Lacking a society designated generation costume, I’ll lean on this theory for the moment: You are what you do. In light of this tangible context, here’s what I did in October:

  • worked my tail off trying to save some money for Australia
  • took photos of fall leaves in Rogers Park
  • had two fillings put in my mouth: one for a cavity, the second for a faulty filling
  • finished the paper edit of my Abraham Project video
  • cleaned out the mountains of crap from the second bedroom in the condo and painted the room yellow
  • endured pain in my teeth for a week, commenced breakdown at the possibility of having to drop nearly 5K on root canals and crowns
  • set up editing suite in new yellow bedroom
  • traveled out to the suburbs with Kirk to go to a pumpkin farm; found the most exciting part to be not the gourds but the giraffes and wallabies in the “exotic” animal tent
  • relieved of pain in teeth, relieved of potential financial ruin
  • completed first video edit of interview footage for Abraham Project video; total length: 43 minutes (target length? 10 minutes! Ouch.)
  • celebrated my birthday by going out with Kirk and playing darts at a Wrigleyville bar, followed by dinner at Geja’s Cafe, a fondue place
  • became sick with and cured of a cold/flu (still unsure of what it was) within a 12 hour timespan
  • baked a pumpkin pie, despite the cavity
  • tracked down my sister on her Urban Sociology class trip to Chicago; jumped on the Green Bay Lamers coach bus to ride along with her for the leg of the tour between UIC to University of Chicago
  • trimmed the AP video down to 25 minutes
  • pulled the trigger (with Kirk’s cash & my emotional support) and bought the Canon 7D DSLR
  • baked 3 dozen oatmeal raisin cookies
  • and topping it all off – yet to be completed – a trip to Florida with my mom, visiting my grandparents

October was fairly productive, mildly celebratory, erratically emotional, schemingly adventurous and mostly enjoyable. Onward march through limbo, into November.

Little Mexico

I should learn Spanish.

Last week I moved to Little Mexico. Or so it seems. I feel like a foreigner in my own country. Walking down the street with Kirk a few afternoons ago, we passed another 20-something guy wearing a U of I t-shirt.

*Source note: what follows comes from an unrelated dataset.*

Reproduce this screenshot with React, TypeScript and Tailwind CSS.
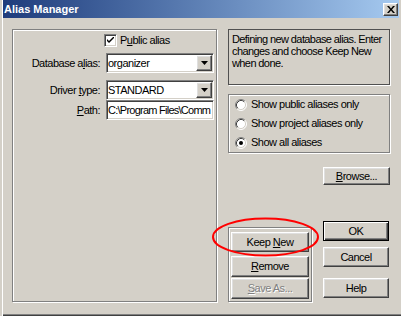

I gaped, “Look, it’s a white guy.”

He laughed. I giggled. It was odd seeing another white person. Other than the briefcase-clutching 9-5ers who appear in droves near the Metra train station for their weekday downtown commute, our new neighborhood, Rogers Park, was very much Latino.

With the last name Schroeder, and a mother who spoke only German through her toddler years, as a high schooler, I studied Deutsch. I don’t know a lick of Spanish, besides maybe the numbers 1 – 10. At the restaurant where I’m a server, most of the kitchen employees habla Español. At the start of a shift, walking through the back door, I’m greeted with “¿Cómo estás?” or “¿Cómo te llamas?” and forgetting which is which, I usually reply, “Lauren good!”

Last night I mosied up to the corner food store, La Frescasita. On the prowl for taco dip ingredients, the destination was exceptionally appropriate. I needed refried beans. The entire left side of aisle 3 was a tin curtain of canned beans. I’d never seen so many beans in my life. Black beans, brown beans, green beens, beans with jalapenos, beans with chipotle, beans with green chiles, fat free beans, authentic beans, garbonzo beans, beans, beans, BEANS.

I stood there in aisle 3, for so long, that the word “bean” started to look ridiculous. After you’ve written a word, and you second-guess your spelling, and you stare at it, and the word no longer is a word, but more of an image, just a bunch of letters together, and it sounds funny in your mouth when you say it…

I needed to just pick a can.

At 9 pm, it was dark. As I left the store, I heard cheers and shouts on the busy street corner of Clark (the main drag) and Lunt (my street). Clusters of people waved Mexican flags and cars horns honked, passing through the intersection. A local shopkeeper stood in the doorway of his store, catching a glimpse of the commotion. I smiled. There was something to shout about. Some sort of Mexican holiday? I wondered. At home, I googled September 16th. Sure enough, “El Grito”, Mexican Independence Day.

I thought seeing the waving flags, so clearly not spangled with red, white and blue, would only increase my stranger-in-a-strange-land feeling. Actually, I felt enlivened. Vivacity was flowing from that street corner, and I picked it up. It was something of a humanistic bond; I wanted to go grab a flag and start yelling too.

Even if I don’t buy the “Rosetta Stone: Spanish” course, without a doubt the culture will seep its way right through the condo windows, and rub off onto me with my every jaunt down the street, making my place in Rogers Park soon feel like mi casa.